The waterworks office, now transformed into a police station, is so grungy that it is impossible to tell the real dirt from what has been added by the set designer. Behind the camera, an actor kills time playing Nintendo, while two local youngsters with small speaking parts blow their lines in take after take. Perhaps realizing that criticism would be counterproductive, Mr. Mamet merely says, "Let's do it again" in a quiet voice.

After the critical successes of his two earlier films, the dark con-man picture "House of Games," with Joe Mantegna and Mr. Mamet's former wife, Lindsay Crouse, and "Things Change," the offbeat comedy that paired Mr. Mantegna with Don Ameche, Mr. Mamet is now making a film about a detective on a big-city police force, once again starring Mr. Mantegna.

Though the film is cast more or less in terms of the generic formula of a Hollywood police story, Mr.
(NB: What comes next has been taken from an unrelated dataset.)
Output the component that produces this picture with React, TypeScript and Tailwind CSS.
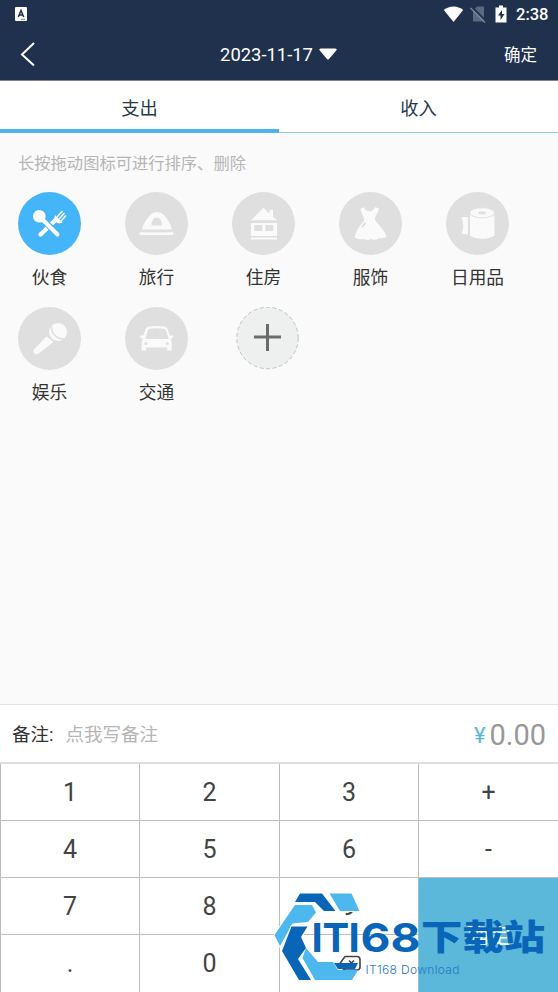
import { useState } from "react";

const circle = "w-[63px] h-[63px] rounded-full flex items-center justify-center";

function FoodIcon() {
  return (
    <svg className="w-[63px] h-[63px]" viewBox="0 0 63 63" fill="none" stroke="#fff" strokeLinecap="round">
      <path d="M22.500 42.500L37 28.500" strokeWidth="4.400" />
      <path d="M39.500 24.500L44 19.500M41.500 26.500L46 21.500M43.500 28.500L47.500 24" strokeWidth="1.500" />
      <path d="M37.500 24.500c-1.500 4 2 7.500 6 5.500l-3-2.500z" fill="#fff" strokeWidth="1.500" />
      <path d="M21 24L41.500 44" stroke="#45b5f9" strokeWidth="6.500" />
      <path d="M22 25L39.500 42.500" strokeWidth="4" />
      <circle cx="21.300" cy="24.300" r="6.300" fill="#fff" stroke="none" />
    </svg>
  );
}

function TravelIcon() {
  return (
    <svg className="w-[63px] h-[63px]" viewBox="0 0 63 63" fill="#fafafa">
      <path
        fillRule="evenodd"
        d="M17 37.500C18 32 21.500 27 25.500 22.500c3.500-3.500 9.500-3.500 13 0C42.500 27 46 32 47 37.500zM26.500 33.500h10.500c0-4.500-2-8-5.200-8s-5.300 3.500-5.300 8z"
      />
      <rect x="14.500" y="40.300" width="34" height="2.600" rx="1" />
    </svg>
  );
}

function HouseIcon() {
  return (
    <svg className="w-[63px] h-[63px]" viewBox="0 0 63 63" fill="#fafafa">
      <path d="M19 28.300L31.500 15.700l6 6v-4H41v7l4 3.600z" />
      <path fillRule="evenodd" d="M19 31h26v13H19zM22.300 33v6h8v-6zM33.300 33v6h8v-6z" />
      <rect x="19" y="45.500" width="26" height="2" />
    </svg>
  );
}

function DressIcon() {
  return (
    <svg className="w-[63px] h-[63px]" viewBox="0 0 63 63">
      <path
        fill="#fafafa"
        d="M21.500 16.500l3.500-1.200c1 2.500 3 4 5.500 4s4.500-1.500 5.500-4.300l4 1.500c-1 5-4 7-4 11 1 3.500 9 9 11.500 17-3 2.500-6 1.500-8 2-2.500 2-6 1-8 .5-2.500 2-5 0-7.500.2-3.500.5-6.500-.2-8.300-2C17 39 21 33 25 29c1-4-3.500-8-3.500-12.500z"
      />
      <path d="M23.500 34.500l2.500-3" stroke="#dfdfdf" strokeWidth="2" strokeLinecap="round" />
    </svg>
  );
}

function PaperIcon() {
  return (
    <svg className="w-[63px] h-[63px]" viewBox="0 0 63 63" fill="#fafafa">
      <path d="M15.500 25h6.300v17.500l-6.300-.8c2.500-5 2-11 0-16.700z" />
      <path d="M24 22.500c4 4.300 20.500 4.300 24.500 0V43c-4 5-20.500 5-24.500 0z" />
      <ellipse cx="36.200" cy="20.800" rx="12.300" ry="5" fill="#fafafa" stroke="#dfdfdf" strokeWidth=".8" />
      <ellipse cx="36.200" cy="20.800" rx="4" ry="1.600" fill="#dfdfdf" />
    </svg>
  );
}

function MicIcon() {
  return (
    <svg className="w-[63px] h-[63px]" viewBox="0 0 63 63">
      <circle cx="40" cy="25" r="9" fill="#fafafa" />
      <path d="M33.500 19c-.5 7 5 13.500 13 13" fill="none" stroke="#dfdfdf" strokeWidth="1.500" />
      <path fill="#fafafa" d="M28.500 29.500l7 5.500L20 47c-3 1-5.500-1.500-4.500-4z" />
    </svg>
  );
}

function CarIcon() {
  return (
    <svg className="w-[63px] h-[63px]" viewBox="0 0 63 63" fill="#fafafa">
      <path
        fillRule="evenodd"
        d="M24 19.500q7.700-1 15.400 0 2.600.5 3.400 3l2.200 6.300 2.500-.6 1 2-2.800 1.500 1 3.300v8.500h-4.500v-3H21v3h-4.500V35l1.200-3.300-3-1.500 1-2 2.500.6 2.300-6.300q.8-2.500 3.500-3zM22.700 24l-2.500 8h23.500l-2.500-8q-.5-2-2-2.300-7.500-.8-14.700 0-1.400.3-1.800 2.300z"
      />
      <circle cx="20.800" cy="36.500" r="1.500" fill="#dfdfdf" />
      <circle cx="42.300" cy="36.500" r="1.500" fill="#dfdfdf" />
    </svg>
  );
}

const categories = [
  { name: "伙食", icon: <FoodIcon /> },
  { name: "旅行", icon: <TravelIcon /> },
  { name: "住房", icon: <HouseIcon /> },
  { name: "服饰", icon: <DressIcon /> },
  { name: "日用品", icon: <PaperIcon /> },
  { name: "娱乐", icon: <MicIcon /> },
  { name: "交通", icon: <CarIcon /> },
];

const keys = ["1", "2", "3", "+", "4", "5", "6", "-", "7", "8", "9"];

function StatusBar() {
  return (
    <div className="h-7 flex items-center justify-between pl-[15px] pr-[10px]">
      <svg className="w-3 h-[14px]" viewBox="0 0 12 14">
        <rect width="12" height="14" rx="1" fill="#fff" />
        <path d="M3.300 10L6 3.500 8.700 10M4.300 8h3.500" fill="none" stroke="#1f314d" strokeWidth="1.500" />
        <path d="M6 12.300h4" stroke="#1f314d" strokeWidth=".6" />
      </svg>
      <div className="flex items-center">
        <svg className="w-[21px] h-[18px]" viewBox="0 0 21 18" fill="#fff">
          <path d="M10.500 17L.8 5C6 .2 15 .2 20.200 5z" />
        </svg>
        <svg className="w-4 h-[18px] ml-[6px]" viewBox="0 0 16 18">
          <path d="M7 1.500h7v15H3V6z" fill="#5b6980" />
          <path d="M1.500 1.500L16 16" stroke="#1f314d" strokeWidth="1.800" />
          <path d="M.5 3L15 17.500" stroke="#7a8699" strokeWidth="1.500" />
        </svg>
        <svg className="w-3 h-[18px] ml-[9px]" viewBox="0 0 12 18">
          <path d="M4 .5h4v2h3.500v15H.5v-15H4z" fill="#fff" />
          <path d="M7 5l-4 5.500h2.500V15l4-6H7z" fill="#1f314d" />
        </svg>
        <span className="ml-[9px] pt-px w-8 text-[16.500px] leading-7 font-medium text-white whitespace-nowrap">2:38</span>
      </div>
    </div>
  );
}

// site badge laid over the bottom right of the keypad
function Watermark() {
  return (
    <svg className="absolute left-[270px] top-[888px] w-[288px] h-[104px] pointer-events-none" viewBox="270 888 288 104">
      <g stroke="#fff" strokeWidth="2" paintOrder="stroke">
        <path d="M300 893.500h22l13.500 17.500H324l-9-9h-20z" fill="#0865b8" />
        <path d="M329.500 893.500h22l8 17.500H340z" fill="#4db8ed" />
        <path d="M295 905h17l4 7.500-8 9.500-15.500 1.500L280 946l-5.500-11z" fill="#4db8ed" />
        <path d="M291.500 926.500h16L301 937l5 11-8 11 13 21h-12l-17-29z" fill="#0865b8" />
      </g>
      <path d="M306 948l12 14h15l5 8h20l-6 10h-37l-12.500-22z" fill="#4db8ed" />
      <path d="M334 963h24l-3 6H338z" fill="#0865b8" />
      <g fill="#0865b8" fontWeight="700">
        <text x="311.500 322.500 348.500" y="952" fontFamily="Inter, sans-serif" fontSize="40">
          ITI
        </text>
        <text x="360.500" y="952" fontFamily="Inter, sans-serif" fontSize="40" textLength="60" lengthAdjust="spacingAndGlyphs">
          68
        </text>
        <text x="421" y="949.500" fontFamily="'Noto Sans CJK SC', sans-serif" fontSize="35" fontWeight="900" textLength="124" lengthAdjust="spacingAndGlyphs">
          下载站
        </text>
      </g>
      <text x="365.500" y="974" fontFamily="Inter, sans-serif" fontWeight="300" fontSize="12" fill="#2877c2" textLength="94">
        IT168 Download
      </text>
    </svg>
  );
}

export default function App() {
  const [tab, setTab] = useState(0);
  const [selected, setSelected] = useState(0);

  return (
    <div className="relative w-[558px] h-[992px] overflow-hidden flex flex-col bg-[#fafafa] font-['Roboto','Noto_Sans_CJK_SC',sans-serif] text-[#333]">
      {/* Header */}
      <header className="h-[81px] shrink-0 bg-[#1f314d] border-b border-[#7c818b] text-white">
        <StatusBar />
        <div className="h-[52px] flex items-center justify-between pl-5 pr-[21px]">
          <svg className="w-4 h-6" viewBox="0 0 16 24" fill="none" stroke="#fff" strokeWidth="2">
            <path d="M14 1L2 12.500 14 23.500" />
          </svg>
          <div className="flex items-center gap-[6px] pl-[17px] text-[18.400px]">
            <span className="pt-px">2023-11-17</span>
            <svg className="w-[18px] h-3" viewBox="0 0 18 12" fill="#fff">
              <path d="M1.500.5h15q2 .5.7 2L10 11q-1 1-2 0L.8 2.500q-1.200-1.500.7-2z" />
            </svg>
          </div>
          <button className="pt-[5px] text-[16.500px]">确定</button>
        </div>
      </header>

      {/* Tabs */}
      <div className="h-[52px] shrink-0 flex bg-white">
        {["支出", "收入"].map((t, i) => (
          <button
            key={t}
            onClick={() => setTab(i)}
            className={`flex-1 flex items-center justify-center text-[18.300px] text-[#26394a] ${
              tab === i ? "border-b-4 border-[#4db5eb] pt-[7px]" : "border-b border-[#8ccdec] pt-[4px]"
            }`}
          >
            {t}
          </button>
        ))}
      </div>

      {/* Categories */}
      <main className="flex-1">
        <p className="pl-[18px] pt-[19px] h-[59px] text-[16.300px] leading-6 text-[#b5b5b5]">长按拖动图标可进行排序、删除</p>
        <div className="grid grid-cols-[repeat(5,107px)] auto-rows-[115px] -ml-1">
          {categories.map((c, i) => (
            <button key={c.name} onClick={() => setSelected(i)} className="flex flex-col items-center">
              <span className={`${circle} ${selected === i ? "bg-[#45b5f9]" : "bg-[#dfdfdf]"}`}>{c.icon}</span>
              <span className="mt-[9px] text-[17.700px] leading-7">{c.name}</span>
            </button>
          ))}
          <button className="flex flex-col items-center pl-[7px]">
            <svg className="w-[63px] h-[63px]" viewBox="0 0 63 63">
              <circle cx="31.500" cy="31" r="30.700" fill="#eef0f0" stroke="#c0c0c0" strokeDasharray="4 2.500" />
              <path d="M31.500 17v27M18 30h27" stroke="#6b6b6b" strokeWidth="3" />
            </svg>
          </button>
        </div>
      </main>

      {/* Remark and amount */}
      <div className="h-[58px] shrink-0 flex items-center bg-white border-t border-[#e2e2e2] px-3 pt-1">
        <span className="text-[18.500px]">备注:</span>
        <span className="ml-3 text-[18.500px] text-[#b5b5b5]">点我写备注</span>
        <span className="ml-auto mr-1 text-[22px] text-[#5bb5d6]">¥</span>
        <span className="text-[29px] text-[#999]">0.00</span>
      </div>

      {/* Keypad */}
      <div className="h-[230px] shrink-0 grid grid-cols-[139px_140px_139px_1fr] grid-rows-4 bg-white border-t-2 border-[#dedede] text-[25px] text-[#444]">
        {keys.map((k) => (
          <button key={k} className="border-l border-b border-[#bdbdbd] pt-[2px]">
            {k}
          </button>
        ))}
        <button className="row-span-2 border-l border-[#8fc4d8] bg-[#5cb8da] text-[22px] text-white">确定</button>
        <button className="border-l border-[#bdbdbd] pt-px">.</button>
        <button className="border-l border-[#bdbdbd] pt-px">0</button>
        <button className="border-l border-[#bdbdbd] flex items-center justify-center">
          <svg className="w-6 h-[17px]" viewBox="0 0 24 17" fill="none" stroke="#444" strokeWidth="1.600">
            <path d="M8 1.500h12q3 0 3 3V12q0 3-3 3H8L1 11z" />
            <path d="M12 5.500l5 5M17 5.500l-5 5" />
          </svg>
        </button>
      </div>

      <Watermark />
    </div>
  );
}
Mamet's own preoccupations are clearly present. Perhaps the most unconventional aspect of the movie is that Gold, the detective played by Mr. Mantegna, is Jewish.

"Have you ever noticed that in spite of the fact that there were authentic Jewish heroes during World War II, there are no streets named Goldberg Street in America?" Mr. Mamet says. "The very idea sounds funny to our ears.

"My cousin, Eddie Mamet, is a captain with the N.Y.P.D., and it was while I was hanging out with him that I started thinking about this. I mean, 'Homicide' is one of the first movies in which you hear the word 'Jew,' rather than 'Jewish.' There have been other movies about being Jewish, yes, but the joke about 'Gentleman's Agreement,' for example, is that he ain't Jewish. It's an anti-Semitic movie about anti-Semitism against non-Jews.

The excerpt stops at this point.